The right model for Hepatitis C – a disease that affects 180 million people — was the chimpanzee. One Texas Biomed researcher devoted most of his career to pinpointing this disease, discovering how it impacted the body, and along with many other scientists, helped develop a cure on the market today. A single pill a day for 12 weeks can wipe out this previously intractable health issue.

“There were no small animal models,” said Scientist Robert Lanford, Ph.D. “And finally the chimpanzee was found to be the only animal that could be infected. We don’t use chimpanzees for research any longer. But we must appreciate that they were critical for every part of the process in developing this cure.”

“Our goal is to give people longer, happier lives,” Lanford continued. “The immune response…how the brain works. We can start that in small animals. But when we get to the point where we’re going to move forward into humans, we want to know that it’s going to work and it’s going to be safe. And today we still need research in monkeys.”

Scientists follow federal guidelines in animal research, with oversight from several agencies.
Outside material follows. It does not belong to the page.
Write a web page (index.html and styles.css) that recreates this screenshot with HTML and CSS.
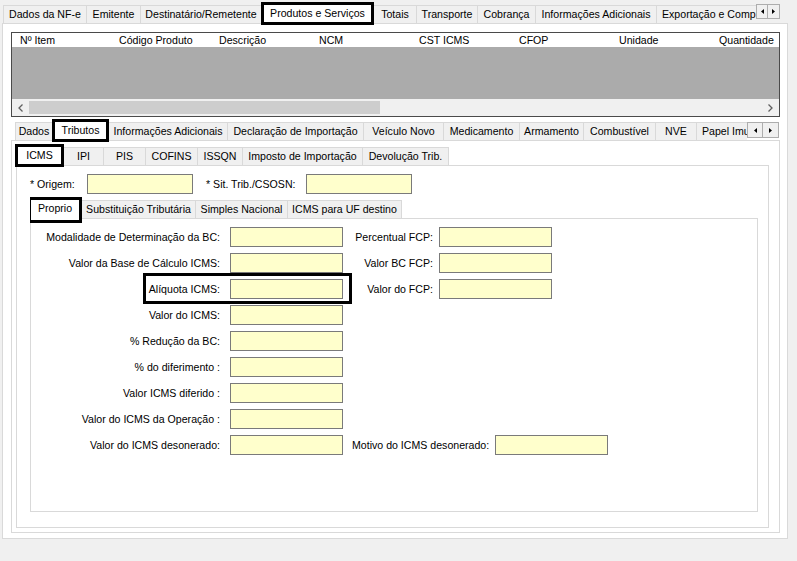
FILE: index.html
```html
<!DOCTYPE html>
<html lang="pt-BR">
<head>
<meta charset="utf-8">
<title>NF-e - Produtos e Serviços</title>
<link rel="stylesheet" href="styles.css">
</head>
<body>
<div class="strip top">
  <div class="tabs">
    <div class="tab">Dados da NF-e</div>
    <div class="tab">Emitente</div>
    <div class="tab">Destinatário/Remetente</div>
    <div class="tab sel hl">Produtos e Serviços</div>
    <div class="tab">Totais</div>
    <div class="tab">Transporte</div>
    <div class="tab">Cobrança</div>
    <div class="tab">Informações Adicionais</div>
    <div class="tab last">Exportação e Compra</div>
  </div>
  <div class="scroller small">
    <span class="sbtn"><svg width="3" height="5" viewBox="0 0 3 5"><polygon points="3,0 3,5 0,2.5" fill="#000"/></svg></span>
    <span class="sbtn"><svg width="3" height="5" viewBox="0 0 3 5"><polygon points="0,0 0,5 3,2.5" fill="#000"/></svg></span>
  </div>
</div>
<div class="panel outer">
  <div class="grid">
    <div class="ghead">
      <div class="gcol first">Nº Item</div>
      <div class="gcol">Código Produto</div>
      <div class="gcol">Descrição</div>
      <div class="gcol">NCM</div>
      <div class="gcol">CST ICMS</div>
      <div class="gcol">CFOP</div>
      <div class="gcol">Unidade</div>
      <div class="gcol">Quantidade</div>
    </div>
    <div class="gbody"></div>
    <div class="hscroll">
      <span class="harrow"><svg width="5" height="8" viewBox="0 0 5 8"><polyline points="4.5,0.5 1,4 4.5,7.5" fill="none" stroke="#606060" stroke-width="1.3"/></svg></span>
      <span class="track"><span class="thumb"></span></span>
      <span class="harrow"><svg width="5" height="8" viewBox="0 0 5 8"><polyline points="0.5,0.5 4,4 0.5,7.5" fill="none" stroke="#606060" stroke-width="1.3"/></svg></span>
    </div>
  </div>

  <div class="strip second">
    <div class="tabs">
      <div class="tab">Dados</div>
      <div class="tab sel hl">Tributos</div>
      <div class="tab">Informações Adicionais</div>
      <div class="tab">Declaração de Importação</div>
      <div class="tab">Veículo Novo</div>
      <div class="tab">Medicamento</div>
      <div class="tab">Armamento</div>
      <div class="tab">Combustível</div>
      <div class="tab">NVE</div>
      <div class="tab last">Papel Imune</div>
    </div>
    <div class="scroller big">
      <span class="sbtn"><svg width="3" height="5" viewBox="0 0 3 5"><polygon points="3,0 3,5 0,2.5" fill="#000"/></svg></span>
      <span class="sbtn"><svg width="3" height="5" viewBox="0 0 3 5"><polygon points="0,0 0,5 3,2.5" fill="#000"/></svg></span>
    </div>
  </div>
  <div class="panel trib">
    <div class="strip third">
      <div class="tabs">
        <div class="tab sel hl">ICMS</div>
        <div class="tab">IPI</div>
        <div class="tab">PIS</div>
        <div class="tab">COFINS</div>
        <div class="tab">ISSQN</div>
        <div class="tab">Imposto de Importação</div>
        <div class="tab">Devolução Trib.</div>
      </div>
    </div>
    <div class="panel icms">
      <div class="origem">
        <span class="olabel">* Origem:</span>
        <span class="inp short"></span>
        <span class="olabel2">* Sit. Trib./CSOSN:</span>
        <span class="inp short"></span>
      </div>
      <div class="strip fourth">
        <div class="tabs">
          <div class="tab sel hl">Proprio</div>
          <div class="tab">Substituição Tributária</div>
          <div class="tab">Simples Nacional</div>
          <div class="tab">ICMS para UF destino</div>
        </div>
      </div>
      <div class="panel proprio">
        <div class="frow">
          <span class="flabel">Modalidade de Determinação da BC:</span><span class="inp"></span>
          <span class="flabel2">Percentual FCP:</span><span class="inp"></span>
        </div>
        <div class="frow">
          <span class="flabel">Valor da Base de Cálculo ICMS:</span><span class="inp"></span>
          <span class="flabel2">Valor BC FCP:</span><span class="inp"></span>
        </div>
        <div class="frow marked">
          <span class="flabel">Alíquota ICMS:</span><span class="inp"></span>
          <span class="flabel2">Valor do FCP:</span><span class="inp"></span>
        </div>
        <div class="frow">
          <span class="flabel">Valor do ICMS:</span><span class="inp"></span>
        </div>
        <div class="frow">
          <span class="flabel">% Redução da BC:</span><span class="inp"></span>
        </div>
        <div class="frow">
          <span class="flabel">% do diferimento :</span><span class="inp"></span>
        </div>
        <div class="frow">
          <span class="flabel">Valor ICMS diferido :</span><span class="inp"></span>
        </div>
        <div class="frow">
          <span class="flabel">Valor do ICMS da Operação :</span><span class="inp"></span>
        </div>
        <div class="frow">
          <span class="flabel">Valor do ICMS desonerado:</span><span class="inp"></span>
          <span class="flabel3">Motivo do ICMS desonerado:</span><span class="inp"></span>
        </div>
      </div>
    </div>
  </div>
</div>
</body>
</html>
```

FILE: styles.css
```css
*, *::before, *::after { box-sizing: border-box; }

body {
  margin: 0;
  width: 797px;
  height: 561px;
  overflow: hidden;
  background: #f0f0f0;
  font-family: "Liberation Sans", Arial, sans-serif;
  font-size: 10.6px;
  color: #000;
}

/* ---------- tab strips ---------- */
.strip {
  display: flex;
  align-items: flex-end;
  height: 23px;
  position: relative;
}
.tabs {
  display: flex;
  align-items: flex-end;
  flex: 1;
  min-width: 0;
  height: 100%;
  overflow-x: clip;
  overflow-y: visible;
}
.tab {
  flex-shrink: 0;
  height: 18px;
  line-height: 17px;
  padding: 0;
  text-align: center;
  background: #f0f0f0;
  border: 1px solid #d9d9d9;
  border-bottom: none;
  margin-right: -1px;
  white-space: nowrap;
  overflow: hidden;
}
.tab.last { text-align: left; padding: 0 5px; overflow: visible; }
.tab.sel {
  position: relative;
  z-index: 2;
  height: 23px;
  line-height: 20px;
  margin-bottom: -2px;
  background: #fff;
}
.hl { outline: 3px solid #000; outline-offset: -3px; }

/* top strip widths */
.top { width: 780px; }
.top .tabs { padding-left: 3px; }
.top .tab:nth-child(1) { width: 84px; }
.top .tab:nth-child(2) { width: 55px; }
.top .tab:nth-child(3) { width: 122px; }
.top .tab:nth-child(4) { width: 113px; }
.top .tab:nth-child(5) { width: 44px; }
.top .tab:nth-child(6) { width: 62px; }
.top .tab:nth-child(7) { width: 59px; }
.top .tab:nth-child(8) { width: 122px; }

.scroller {
  display: flex;
  align-self: flex-start;
  flex-shrink: 0;
}
.sbtn {
  display: flex;
  align-items: center;
  justify-content: center;
  background: #f0f0f0;
  border: 1px solid #adadad;
}
.sbtn + .sbtn { border-left: none; }
.scroller.small { margin-top: 4px; }
.scroller.small .sbtn { width: 12px; height: 15px; }
.scroller.big { margin-top: 5px; }
.scroller.big .sbtn { width: 16px; height: 16px; }

/* ---------- panels ---------- */
.panel {
  background: #fff;
  border: 1px solid #d9d9d9;
}
.outer {
  margin-left: 2px;
  width: 786px;
  height: 516px;
  padding: 8px 0 0 8px;
}

/* ---------- grid ---------- */
.grid {
  width: 769px;
  height: 85px;
  border: 1px solid #4a4a4a;
  display: flex;
  flex-direction: column;
  overflow: hidden;
}
.ghead {
  display: flex;
  height: 14px;
  background: #fff;
  flex-shrink: 0;
}
.gcol {
  flex-shrink: 0;
  width: 100px;
  padding-left: 6px;
  line-height: 14px;
  white-space: nowrap;
  overflow: hidden;
}
.gcol.first { width: 101px; padding-left: 8px; }
.gbody {
  height: 52px;
  background: #ababab;
  flex-shrink: 0;
}
.hscroll {
  display: flex;
  height: 17px;
  background: #f0f0f0;
  flex-shrink: 0;
}
.harrow {
  width: 17px;
  display: flex;
  align-items: center;
  justify-content: center;
}
.track {
  flex: 1;
  padding: 2px 0;
}
.thumb {
  display: block;
  width: 351px;
  height: 13px;
  background: #cdcdcd;
}

/* ---------- Tributos ---------- */
.second { width: 768px; }
.second .tabs { padding-left: 4px; }
.second .tab:nth-child(1) { width: 38px; }
.second .tab:nth-child(2) { width: 57px; }
.second .tab:nth-child(3) { width: 120px; }
.second .tab:nth-child(4) { width: 137px; }
.second .tab:nth-child(5) { width: 81px; }
.second .tab:nth-child(6) { width: 77px; }
.second .tab:nth-child(7) { width: 65px; }
.second .tab:nth-child(8) { width: 73px; }
.second .tab:nth-child(9) { width: 42px; }

.trib {
  width: 769px;
  height: 393px;
  padding: 0 0 0 3px;
}
.third { height: 24px; width: 753px; }
.third .tab:nth-child(1) { width: 49px; }
.third .tab:nth-child(2) { width: 41px; }
.third .tab:nth-child(3) { width: 43px; }
.third .tab:nth-child(4) { width: 53px; }
.third .tab:nth-child(5) { width: 46px; }
.third .tab:nth-child(6) { width: 121px; }
.third .tab:nth-child(7) { width: 87px; }

.icms {
  margin-left: 1px;
  width: 753px;
  height: 363px;
  padding: 8px 0 0 13px;
}
.origem {
  display: flex;
  align-items: center;
  height: 20px;
}
.olabel { width: 57px; flex-shrink: 0; }
.olabel2 { width: 100px; margin-left: 13px; flex-shrink: 0; }
.inp {
  display: inline-block;
  flex-shrink: 0;
  width: 113px;
  height: 20px;
  background: #ffffcc;
  border: 1px solid #7a7a7a;
}
.inp.short { width: 106px; }

.fourth { height: 24px; }
.fourth .tab:nth-child(1) { width: 54px; margin-left: -2px; height: 26px; margin-bottom: -5px; line-height: 20px; }
.fourth .tab:nth-child(2) { width: 115px; }
.fourth .tab:nth-child(3) { width: 93px; }
.fourth .tab:nth-child(4) { width: 115px; }

.proprio {
  width: 728px;
  height: 294px;
  padding-top: 8px;
  display: flex;
  flex-direction: column;
  gap: 6px;
}
.frow {
  display: flex;
  align-items: center;
  height: 20px;
  position: relative;
}
.flabel {
  width: 189px;
  flex-shrink: 0;
  text-align: right;
  margin-right: 10px;
  white-space: nowrap;
}
.flabel2 {
  width: 90px;
  flex-shrink: 0;
  text-align: right;
  margin-right: 6px;
  white-space: nowrap;
}
.flabel3 {
  flex-shrink: 0;
  margin-left: 9px;
  margin-right: 6px;
  white-space: nowrap;
}
.frow.marked::after {
  content: "";
  position: absolute;
  left: 112px;
  top: -6px;
  width: 209px;
  height: 31px;
  border: 3px solid #000;
  pointer-events: none;
}
```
A committee that includes not only scientists, but also community members, evaluates how the research is conducted and reviews all of the protocols before any studies can move forward.

Robert Lanford, Ph.D.

New World animals called marmosets are the smallest monkeys on the Texas Biomed campus. Miniature, but mighty. The colony of 300 of these fast-moving monkey about the size of a guinea pig with a tail are important models in aging studies. They often have twins or triplets, making them a good model for studies involving maternal-fetal health issues, like the emerging Zika virus.

The scientific work in these larger mammals is built on the work first performed in smaller mammals like mice at UT Health San Antonio.

Hye Young Lee, Ph.D., is researching autism in the Department of Cellular and Integrative Physiology. She explains small animal models allow scientists to study the practicality of treatments before using more complex animals.

“We give the greatest care to our animals at UT Health San Antonio to ensure the rights they possess in nature,” Lee said. “We believe that healthy animals provide the best results in research. So we proudly uphold standards of human treatments. To advance healthcare, we need animal models. They allow us to safely test treatments and verify their functionality before we treat people.”

Dr. Lee’s promising work with genetically engineered mice is shedding light on possible interventions for people with autism. She said she couldn’t pursue any breakthroughs without living, breathing subjects.

Mice are used as animal models at UT Health San Antonio.

“Computer models simply lack sufficient information or data to predict what occurs on the frontier of science,” Lee explained.

In Dr. Carrion’s mind, good science and good animal care are inseparable.

“When you have animals that are healthy, that are getting good care, we know that the results of the experiment can be trusted,” he stated.

For many scientists and veterinarians in the biomedical field, animals are the unsung heroes of biomedical research.

“I have a real tender spot,” Dr. Lanford said. “I mean, I have had dogs and cats and animals at home all my life. When I come here, I bring that same love for animals. And that’s the reason I appreciate the loving care I see being given to these animals by the animal care staff, the veterinarians and the technicians. They take great care of these animals.”